• EXERCISE REQUIREMENTS: Tally the lines of the listing that contain the string "React". Give the number and nothing else.

• THE INPUT:
^^^^^^^^^^^^^^^^

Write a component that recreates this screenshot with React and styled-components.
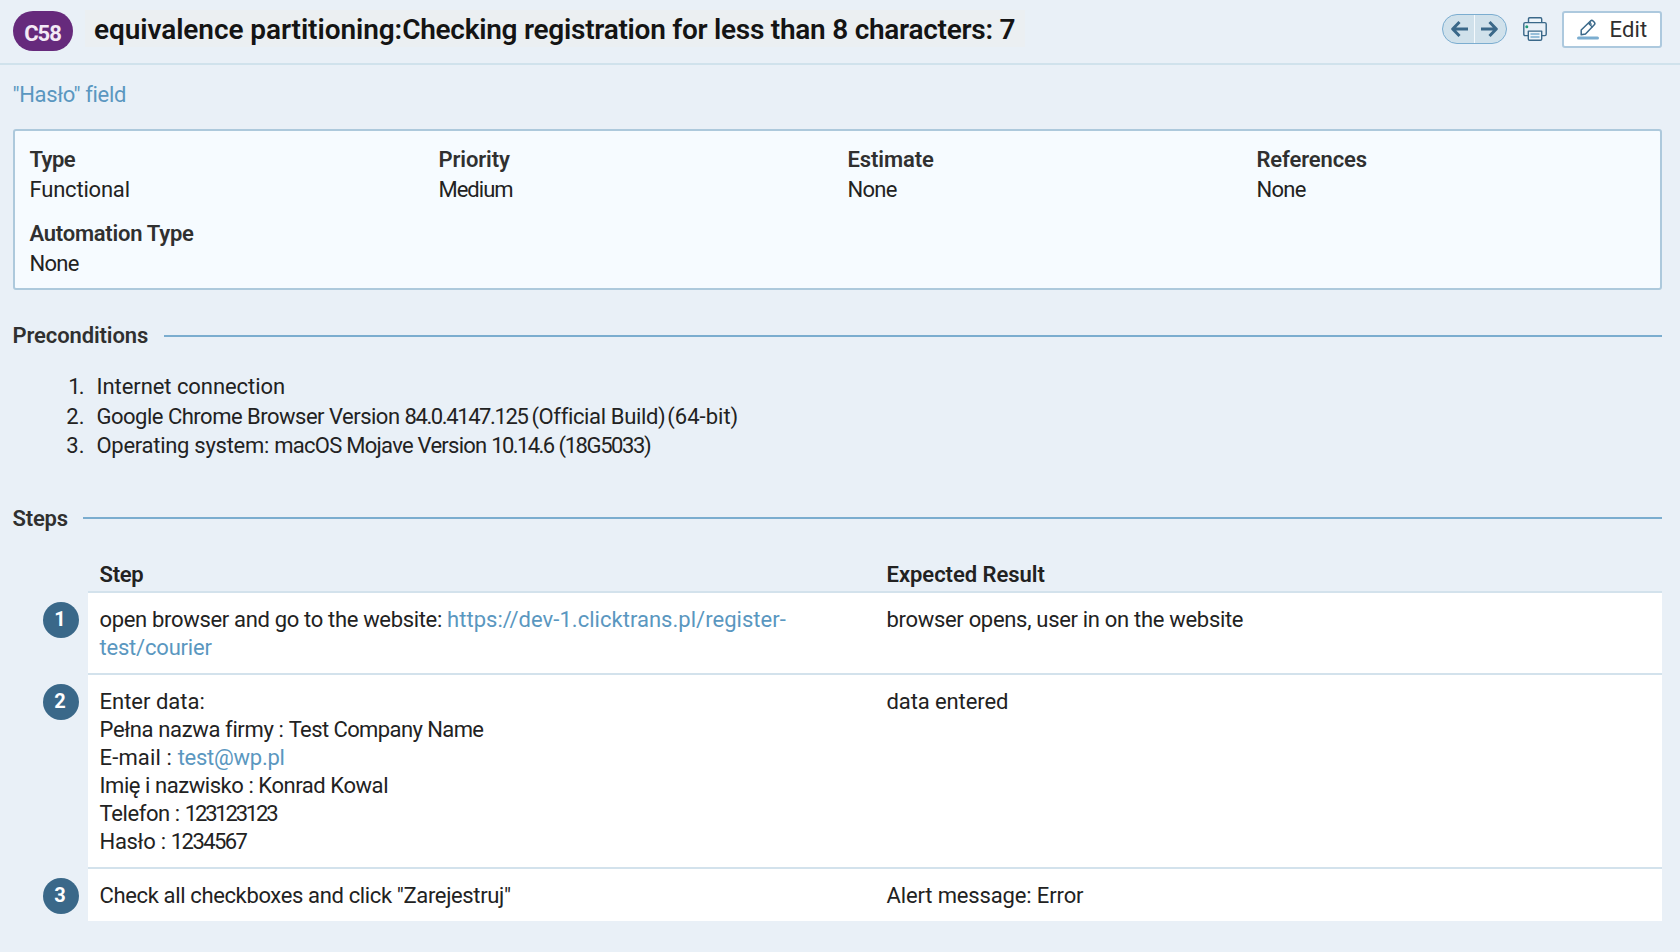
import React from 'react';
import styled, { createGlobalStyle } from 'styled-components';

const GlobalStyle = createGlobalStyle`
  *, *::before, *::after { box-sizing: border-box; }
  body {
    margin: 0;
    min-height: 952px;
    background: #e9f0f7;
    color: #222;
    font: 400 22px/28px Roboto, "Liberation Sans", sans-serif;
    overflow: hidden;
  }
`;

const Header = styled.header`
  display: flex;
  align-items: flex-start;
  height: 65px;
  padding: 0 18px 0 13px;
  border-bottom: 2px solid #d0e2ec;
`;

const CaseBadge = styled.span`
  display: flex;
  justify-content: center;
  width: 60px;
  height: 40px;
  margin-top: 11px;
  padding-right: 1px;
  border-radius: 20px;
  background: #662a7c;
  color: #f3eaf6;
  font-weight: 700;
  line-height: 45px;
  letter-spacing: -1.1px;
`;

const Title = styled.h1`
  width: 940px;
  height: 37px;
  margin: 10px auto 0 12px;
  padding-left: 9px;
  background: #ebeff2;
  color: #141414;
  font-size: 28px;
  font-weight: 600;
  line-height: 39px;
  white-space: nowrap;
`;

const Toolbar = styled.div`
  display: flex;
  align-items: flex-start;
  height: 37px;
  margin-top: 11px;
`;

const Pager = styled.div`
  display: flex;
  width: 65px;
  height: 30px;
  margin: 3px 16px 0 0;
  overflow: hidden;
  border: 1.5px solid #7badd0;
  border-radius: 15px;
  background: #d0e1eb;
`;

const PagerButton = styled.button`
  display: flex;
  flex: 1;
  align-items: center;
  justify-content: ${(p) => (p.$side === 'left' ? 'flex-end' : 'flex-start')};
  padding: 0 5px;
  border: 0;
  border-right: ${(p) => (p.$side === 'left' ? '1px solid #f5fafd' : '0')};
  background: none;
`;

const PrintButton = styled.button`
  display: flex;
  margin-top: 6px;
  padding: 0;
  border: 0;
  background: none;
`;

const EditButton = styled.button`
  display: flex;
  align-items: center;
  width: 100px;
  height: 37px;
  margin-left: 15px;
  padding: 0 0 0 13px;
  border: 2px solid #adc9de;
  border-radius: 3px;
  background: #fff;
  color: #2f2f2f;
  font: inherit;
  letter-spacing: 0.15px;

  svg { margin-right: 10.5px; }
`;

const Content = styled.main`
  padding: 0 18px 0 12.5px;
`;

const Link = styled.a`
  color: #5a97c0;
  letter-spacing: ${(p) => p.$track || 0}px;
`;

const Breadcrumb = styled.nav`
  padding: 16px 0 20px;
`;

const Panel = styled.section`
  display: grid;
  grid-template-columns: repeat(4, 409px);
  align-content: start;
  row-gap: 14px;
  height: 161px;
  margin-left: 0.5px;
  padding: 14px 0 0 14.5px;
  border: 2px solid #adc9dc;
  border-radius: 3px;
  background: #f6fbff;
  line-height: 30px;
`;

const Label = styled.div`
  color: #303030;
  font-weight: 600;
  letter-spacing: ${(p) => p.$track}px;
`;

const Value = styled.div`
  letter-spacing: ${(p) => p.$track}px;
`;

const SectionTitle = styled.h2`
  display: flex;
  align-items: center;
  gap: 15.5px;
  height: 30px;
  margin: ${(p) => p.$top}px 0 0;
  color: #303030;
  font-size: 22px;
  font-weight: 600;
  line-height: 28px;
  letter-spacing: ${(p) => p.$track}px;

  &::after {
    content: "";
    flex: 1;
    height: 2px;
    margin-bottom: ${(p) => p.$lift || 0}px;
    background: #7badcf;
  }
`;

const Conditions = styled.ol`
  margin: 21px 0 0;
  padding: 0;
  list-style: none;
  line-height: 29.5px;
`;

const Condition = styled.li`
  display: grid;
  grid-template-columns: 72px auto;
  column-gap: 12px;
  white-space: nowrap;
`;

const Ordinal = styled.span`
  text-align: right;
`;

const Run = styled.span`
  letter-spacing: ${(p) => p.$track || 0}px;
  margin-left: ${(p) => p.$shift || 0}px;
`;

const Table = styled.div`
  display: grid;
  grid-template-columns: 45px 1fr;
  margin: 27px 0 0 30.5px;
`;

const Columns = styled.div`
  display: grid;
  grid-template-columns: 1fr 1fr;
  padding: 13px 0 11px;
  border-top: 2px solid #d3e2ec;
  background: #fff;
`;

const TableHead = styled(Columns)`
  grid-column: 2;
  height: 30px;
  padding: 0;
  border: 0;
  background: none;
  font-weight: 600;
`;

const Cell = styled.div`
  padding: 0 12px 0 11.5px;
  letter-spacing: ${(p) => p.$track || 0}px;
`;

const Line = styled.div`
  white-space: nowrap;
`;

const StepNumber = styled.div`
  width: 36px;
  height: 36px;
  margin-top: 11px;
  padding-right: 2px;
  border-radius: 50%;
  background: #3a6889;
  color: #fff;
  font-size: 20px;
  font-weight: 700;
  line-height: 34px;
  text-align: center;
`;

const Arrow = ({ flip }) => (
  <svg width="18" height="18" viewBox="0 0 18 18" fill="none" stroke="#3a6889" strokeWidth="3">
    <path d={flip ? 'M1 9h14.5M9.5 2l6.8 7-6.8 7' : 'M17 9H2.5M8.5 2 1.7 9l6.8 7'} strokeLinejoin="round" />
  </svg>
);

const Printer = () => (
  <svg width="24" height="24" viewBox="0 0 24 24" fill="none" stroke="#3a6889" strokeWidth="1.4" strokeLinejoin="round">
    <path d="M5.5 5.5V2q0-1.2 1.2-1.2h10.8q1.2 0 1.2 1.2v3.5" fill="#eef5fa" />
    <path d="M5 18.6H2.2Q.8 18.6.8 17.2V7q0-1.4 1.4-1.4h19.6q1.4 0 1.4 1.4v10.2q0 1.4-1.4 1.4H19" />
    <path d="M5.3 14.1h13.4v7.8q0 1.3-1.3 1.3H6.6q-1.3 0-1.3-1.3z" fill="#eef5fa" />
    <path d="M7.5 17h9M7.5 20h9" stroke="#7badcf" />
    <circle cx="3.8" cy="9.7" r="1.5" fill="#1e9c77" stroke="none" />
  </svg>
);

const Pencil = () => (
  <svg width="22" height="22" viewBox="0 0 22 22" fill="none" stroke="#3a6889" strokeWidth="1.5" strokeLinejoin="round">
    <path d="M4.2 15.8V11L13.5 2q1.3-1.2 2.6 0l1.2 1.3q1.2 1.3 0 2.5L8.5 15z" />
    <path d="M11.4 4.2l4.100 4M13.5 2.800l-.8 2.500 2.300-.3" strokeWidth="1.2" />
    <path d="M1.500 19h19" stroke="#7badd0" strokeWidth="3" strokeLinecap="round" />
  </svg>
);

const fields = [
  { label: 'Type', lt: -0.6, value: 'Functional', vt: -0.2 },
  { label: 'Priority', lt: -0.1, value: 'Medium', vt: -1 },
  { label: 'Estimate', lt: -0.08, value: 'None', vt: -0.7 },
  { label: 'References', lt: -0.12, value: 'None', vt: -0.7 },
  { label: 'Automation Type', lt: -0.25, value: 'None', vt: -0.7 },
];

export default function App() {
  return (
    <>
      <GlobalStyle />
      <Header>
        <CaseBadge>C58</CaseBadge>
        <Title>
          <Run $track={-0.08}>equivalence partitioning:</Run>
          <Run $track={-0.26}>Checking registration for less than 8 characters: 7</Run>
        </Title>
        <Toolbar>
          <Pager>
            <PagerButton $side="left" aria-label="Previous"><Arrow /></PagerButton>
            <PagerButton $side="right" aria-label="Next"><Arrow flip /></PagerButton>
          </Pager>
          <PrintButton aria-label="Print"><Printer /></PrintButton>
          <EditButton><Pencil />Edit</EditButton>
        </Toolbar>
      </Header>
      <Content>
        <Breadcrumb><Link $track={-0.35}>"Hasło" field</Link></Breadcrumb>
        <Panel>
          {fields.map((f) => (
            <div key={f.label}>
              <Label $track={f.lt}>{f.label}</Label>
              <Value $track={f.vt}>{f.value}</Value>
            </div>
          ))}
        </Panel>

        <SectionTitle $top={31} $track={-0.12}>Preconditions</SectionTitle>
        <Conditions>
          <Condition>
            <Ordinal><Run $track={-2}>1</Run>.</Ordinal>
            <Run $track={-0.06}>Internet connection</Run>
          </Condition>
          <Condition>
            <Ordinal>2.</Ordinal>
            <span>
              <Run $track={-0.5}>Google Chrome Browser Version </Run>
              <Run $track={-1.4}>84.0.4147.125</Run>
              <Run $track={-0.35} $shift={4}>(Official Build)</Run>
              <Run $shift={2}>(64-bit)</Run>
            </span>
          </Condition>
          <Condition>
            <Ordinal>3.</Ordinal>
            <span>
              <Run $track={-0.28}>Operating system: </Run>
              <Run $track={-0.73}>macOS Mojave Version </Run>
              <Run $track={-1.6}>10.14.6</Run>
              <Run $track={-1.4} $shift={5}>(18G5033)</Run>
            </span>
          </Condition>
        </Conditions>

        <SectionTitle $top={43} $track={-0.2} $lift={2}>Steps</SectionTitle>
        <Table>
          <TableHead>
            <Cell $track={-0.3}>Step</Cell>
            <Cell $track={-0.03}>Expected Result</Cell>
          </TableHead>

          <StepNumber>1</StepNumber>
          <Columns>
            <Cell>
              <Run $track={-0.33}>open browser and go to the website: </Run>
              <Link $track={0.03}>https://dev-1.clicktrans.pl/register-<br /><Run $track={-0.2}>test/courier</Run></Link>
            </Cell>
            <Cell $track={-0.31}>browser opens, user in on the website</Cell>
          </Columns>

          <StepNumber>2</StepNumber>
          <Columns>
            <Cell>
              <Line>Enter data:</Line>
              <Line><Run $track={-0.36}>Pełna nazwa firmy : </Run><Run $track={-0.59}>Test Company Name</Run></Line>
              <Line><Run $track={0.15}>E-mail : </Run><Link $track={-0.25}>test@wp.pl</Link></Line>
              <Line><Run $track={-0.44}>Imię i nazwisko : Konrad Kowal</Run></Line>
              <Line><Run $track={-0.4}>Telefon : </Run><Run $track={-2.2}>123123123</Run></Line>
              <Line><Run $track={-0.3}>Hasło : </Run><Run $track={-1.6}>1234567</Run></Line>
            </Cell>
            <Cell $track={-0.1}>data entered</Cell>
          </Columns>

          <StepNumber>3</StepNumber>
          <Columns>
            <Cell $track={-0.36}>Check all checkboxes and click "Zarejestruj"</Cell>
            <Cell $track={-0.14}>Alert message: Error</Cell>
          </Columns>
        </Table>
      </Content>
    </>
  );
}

^^^^^^^^^^^^^^^^

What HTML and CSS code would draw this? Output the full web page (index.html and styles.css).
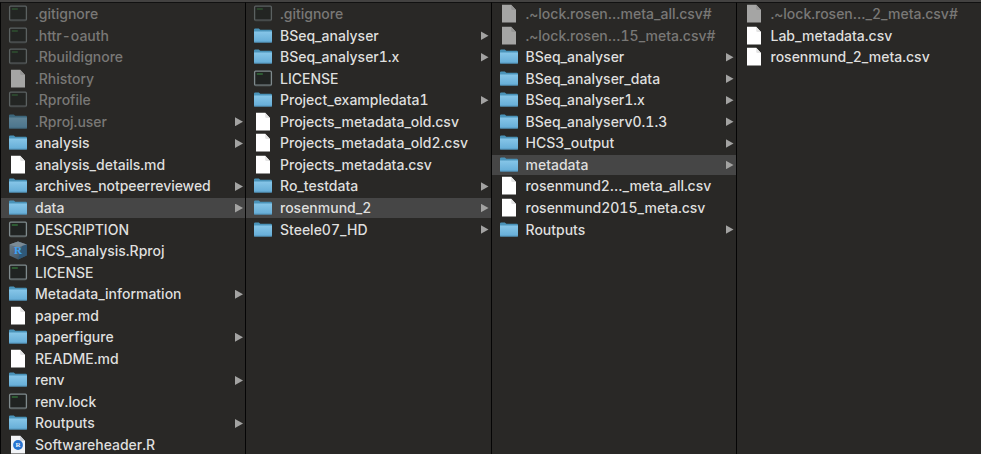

^^^^^^^^^^^^^^^^

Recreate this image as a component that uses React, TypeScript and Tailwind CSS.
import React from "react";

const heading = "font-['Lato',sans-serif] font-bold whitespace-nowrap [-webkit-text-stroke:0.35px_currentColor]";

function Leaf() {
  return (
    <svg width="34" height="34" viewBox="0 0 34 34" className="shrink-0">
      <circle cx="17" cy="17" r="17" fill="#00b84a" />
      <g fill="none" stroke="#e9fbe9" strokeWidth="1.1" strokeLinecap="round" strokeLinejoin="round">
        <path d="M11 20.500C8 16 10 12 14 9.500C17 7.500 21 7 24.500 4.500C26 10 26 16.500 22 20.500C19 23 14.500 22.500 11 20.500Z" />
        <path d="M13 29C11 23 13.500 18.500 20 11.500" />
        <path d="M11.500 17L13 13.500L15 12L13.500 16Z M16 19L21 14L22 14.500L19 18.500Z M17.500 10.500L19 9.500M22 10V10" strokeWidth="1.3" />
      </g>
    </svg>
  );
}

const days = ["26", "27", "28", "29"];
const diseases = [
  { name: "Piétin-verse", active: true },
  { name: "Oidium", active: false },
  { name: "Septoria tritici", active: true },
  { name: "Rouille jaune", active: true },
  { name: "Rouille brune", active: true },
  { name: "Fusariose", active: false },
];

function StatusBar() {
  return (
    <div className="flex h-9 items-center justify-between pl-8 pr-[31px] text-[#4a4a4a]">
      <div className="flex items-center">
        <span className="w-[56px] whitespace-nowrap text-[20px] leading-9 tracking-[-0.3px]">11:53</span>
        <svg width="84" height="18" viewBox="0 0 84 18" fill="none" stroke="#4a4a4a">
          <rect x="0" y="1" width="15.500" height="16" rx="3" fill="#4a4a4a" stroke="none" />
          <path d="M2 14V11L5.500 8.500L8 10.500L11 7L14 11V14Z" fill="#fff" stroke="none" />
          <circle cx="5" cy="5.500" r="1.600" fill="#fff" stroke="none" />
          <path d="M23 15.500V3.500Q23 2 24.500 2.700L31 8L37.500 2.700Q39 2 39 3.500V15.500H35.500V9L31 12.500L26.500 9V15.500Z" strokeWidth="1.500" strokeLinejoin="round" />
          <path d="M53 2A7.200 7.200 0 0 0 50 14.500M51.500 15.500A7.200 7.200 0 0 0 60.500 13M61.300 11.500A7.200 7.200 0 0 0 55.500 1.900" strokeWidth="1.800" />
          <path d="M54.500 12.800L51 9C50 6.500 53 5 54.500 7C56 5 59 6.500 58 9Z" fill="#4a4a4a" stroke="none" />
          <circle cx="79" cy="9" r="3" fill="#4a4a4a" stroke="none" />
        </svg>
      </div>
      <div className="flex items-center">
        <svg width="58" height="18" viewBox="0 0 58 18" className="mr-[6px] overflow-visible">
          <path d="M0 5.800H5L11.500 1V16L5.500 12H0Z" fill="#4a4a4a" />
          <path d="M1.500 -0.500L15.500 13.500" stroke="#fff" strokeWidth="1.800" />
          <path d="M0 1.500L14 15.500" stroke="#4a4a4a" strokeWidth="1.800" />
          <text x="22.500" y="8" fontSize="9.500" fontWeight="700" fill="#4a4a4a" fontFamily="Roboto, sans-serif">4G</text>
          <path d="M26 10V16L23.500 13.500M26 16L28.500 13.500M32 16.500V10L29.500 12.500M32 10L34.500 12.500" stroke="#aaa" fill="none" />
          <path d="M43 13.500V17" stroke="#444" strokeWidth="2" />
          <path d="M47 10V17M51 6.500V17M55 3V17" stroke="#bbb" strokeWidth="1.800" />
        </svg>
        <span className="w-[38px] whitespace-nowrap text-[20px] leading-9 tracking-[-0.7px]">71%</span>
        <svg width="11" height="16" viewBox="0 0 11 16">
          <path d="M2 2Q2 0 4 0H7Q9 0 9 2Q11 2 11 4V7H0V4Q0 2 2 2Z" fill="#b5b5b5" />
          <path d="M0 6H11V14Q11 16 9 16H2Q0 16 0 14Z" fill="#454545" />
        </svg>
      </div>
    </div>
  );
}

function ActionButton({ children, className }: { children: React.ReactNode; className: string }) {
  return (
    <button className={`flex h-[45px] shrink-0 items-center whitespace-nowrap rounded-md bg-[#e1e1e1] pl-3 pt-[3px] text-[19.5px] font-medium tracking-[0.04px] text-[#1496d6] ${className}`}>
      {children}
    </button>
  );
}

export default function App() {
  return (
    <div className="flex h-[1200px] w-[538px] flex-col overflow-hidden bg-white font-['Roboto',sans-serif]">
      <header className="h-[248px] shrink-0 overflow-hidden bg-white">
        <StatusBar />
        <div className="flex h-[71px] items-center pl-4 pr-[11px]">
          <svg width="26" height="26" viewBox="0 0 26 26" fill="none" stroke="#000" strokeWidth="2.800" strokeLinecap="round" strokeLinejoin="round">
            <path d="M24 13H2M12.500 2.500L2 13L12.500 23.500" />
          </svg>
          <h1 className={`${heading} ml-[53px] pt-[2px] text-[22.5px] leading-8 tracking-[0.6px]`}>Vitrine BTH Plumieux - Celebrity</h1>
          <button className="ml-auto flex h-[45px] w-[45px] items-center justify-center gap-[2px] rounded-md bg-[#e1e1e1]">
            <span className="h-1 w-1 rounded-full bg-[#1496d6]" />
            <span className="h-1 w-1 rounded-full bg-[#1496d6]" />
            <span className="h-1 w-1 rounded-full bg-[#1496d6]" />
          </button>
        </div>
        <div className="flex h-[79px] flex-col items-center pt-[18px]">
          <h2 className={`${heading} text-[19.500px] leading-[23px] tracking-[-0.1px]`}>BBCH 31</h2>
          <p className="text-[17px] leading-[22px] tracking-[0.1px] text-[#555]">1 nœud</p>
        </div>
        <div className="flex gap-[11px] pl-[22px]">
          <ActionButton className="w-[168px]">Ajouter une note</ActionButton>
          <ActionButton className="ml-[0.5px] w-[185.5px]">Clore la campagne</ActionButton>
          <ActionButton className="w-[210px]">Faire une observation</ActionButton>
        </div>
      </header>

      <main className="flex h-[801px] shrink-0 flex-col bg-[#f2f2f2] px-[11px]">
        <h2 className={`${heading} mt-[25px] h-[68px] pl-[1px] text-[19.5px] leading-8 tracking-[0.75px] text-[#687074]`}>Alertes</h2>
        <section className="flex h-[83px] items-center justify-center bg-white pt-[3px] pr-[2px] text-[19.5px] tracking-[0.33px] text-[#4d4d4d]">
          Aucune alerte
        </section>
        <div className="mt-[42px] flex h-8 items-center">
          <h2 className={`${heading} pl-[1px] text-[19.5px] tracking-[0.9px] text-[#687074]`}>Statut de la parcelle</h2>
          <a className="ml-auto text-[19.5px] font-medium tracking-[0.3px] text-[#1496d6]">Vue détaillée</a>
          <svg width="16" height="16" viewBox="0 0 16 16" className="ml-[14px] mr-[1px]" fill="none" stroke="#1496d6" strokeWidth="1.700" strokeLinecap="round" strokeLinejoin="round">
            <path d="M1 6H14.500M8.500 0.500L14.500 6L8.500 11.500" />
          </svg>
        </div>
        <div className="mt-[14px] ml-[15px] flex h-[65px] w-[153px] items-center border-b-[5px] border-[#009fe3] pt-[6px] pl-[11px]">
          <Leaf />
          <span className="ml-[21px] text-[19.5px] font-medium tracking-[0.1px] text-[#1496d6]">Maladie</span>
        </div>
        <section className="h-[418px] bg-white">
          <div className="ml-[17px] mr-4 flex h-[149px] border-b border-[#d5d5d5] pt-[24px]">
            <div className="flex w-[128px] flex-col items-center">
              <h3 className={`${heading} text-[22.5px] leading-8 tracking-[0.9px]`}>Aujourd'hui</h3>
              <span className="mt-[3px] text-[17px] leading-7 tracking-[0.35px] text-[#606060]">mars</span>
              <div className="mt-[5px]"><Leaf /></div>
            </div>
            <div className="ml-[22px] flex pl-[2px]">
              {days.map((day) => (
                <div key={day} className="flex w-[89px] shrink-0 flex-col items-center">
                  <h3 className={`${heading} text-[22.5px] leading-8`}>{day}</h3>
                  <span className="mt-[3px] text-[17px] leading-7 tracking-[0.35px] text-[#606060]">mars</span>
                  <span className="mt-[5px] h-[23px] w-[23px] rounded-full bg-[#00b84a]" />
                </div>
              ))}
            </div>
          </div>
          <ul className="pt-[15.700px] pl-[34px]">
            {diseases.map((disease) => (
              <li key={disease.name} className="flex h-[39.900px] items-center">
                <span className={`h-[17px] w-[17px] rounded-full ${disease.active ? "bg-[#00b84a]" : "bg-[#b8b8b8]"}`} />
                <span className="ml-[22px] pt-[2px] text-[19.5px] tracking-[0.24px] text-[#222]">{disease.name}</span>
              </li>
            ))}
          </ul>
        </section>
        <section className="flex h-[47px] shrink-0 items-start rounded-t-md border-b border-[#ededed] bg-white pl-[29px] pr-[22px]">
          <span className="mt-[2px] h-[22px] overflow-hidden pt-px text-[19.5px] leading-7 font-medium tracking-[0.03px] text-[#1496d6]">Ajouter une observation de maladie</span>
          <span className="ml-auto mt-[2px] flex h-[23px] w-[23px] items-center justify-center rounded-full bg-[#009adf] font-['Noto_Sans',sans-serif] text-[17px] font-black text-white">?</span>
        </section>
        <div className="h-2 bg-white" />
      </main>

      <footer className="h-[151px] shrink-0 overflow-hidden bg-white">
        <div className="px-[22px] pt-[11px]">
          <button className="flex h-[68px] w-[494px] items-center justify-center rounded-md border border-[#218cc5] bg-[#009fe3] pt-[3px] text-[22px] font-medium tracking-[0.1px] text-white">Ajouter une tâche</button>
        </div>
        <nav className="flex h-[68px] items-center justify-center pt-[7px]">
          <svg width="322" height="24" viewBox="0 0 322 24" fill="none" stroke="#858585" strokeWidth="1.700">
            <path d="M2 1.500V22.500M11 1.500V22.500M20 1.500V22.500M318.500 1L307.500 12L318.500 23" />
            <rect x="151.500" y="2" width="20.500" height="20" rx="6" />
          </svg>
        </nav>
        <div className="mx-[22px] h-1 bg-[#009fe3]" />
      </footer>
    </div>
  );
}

^^^^^^^^^^^^^^^^

• RESULT BELOW: 5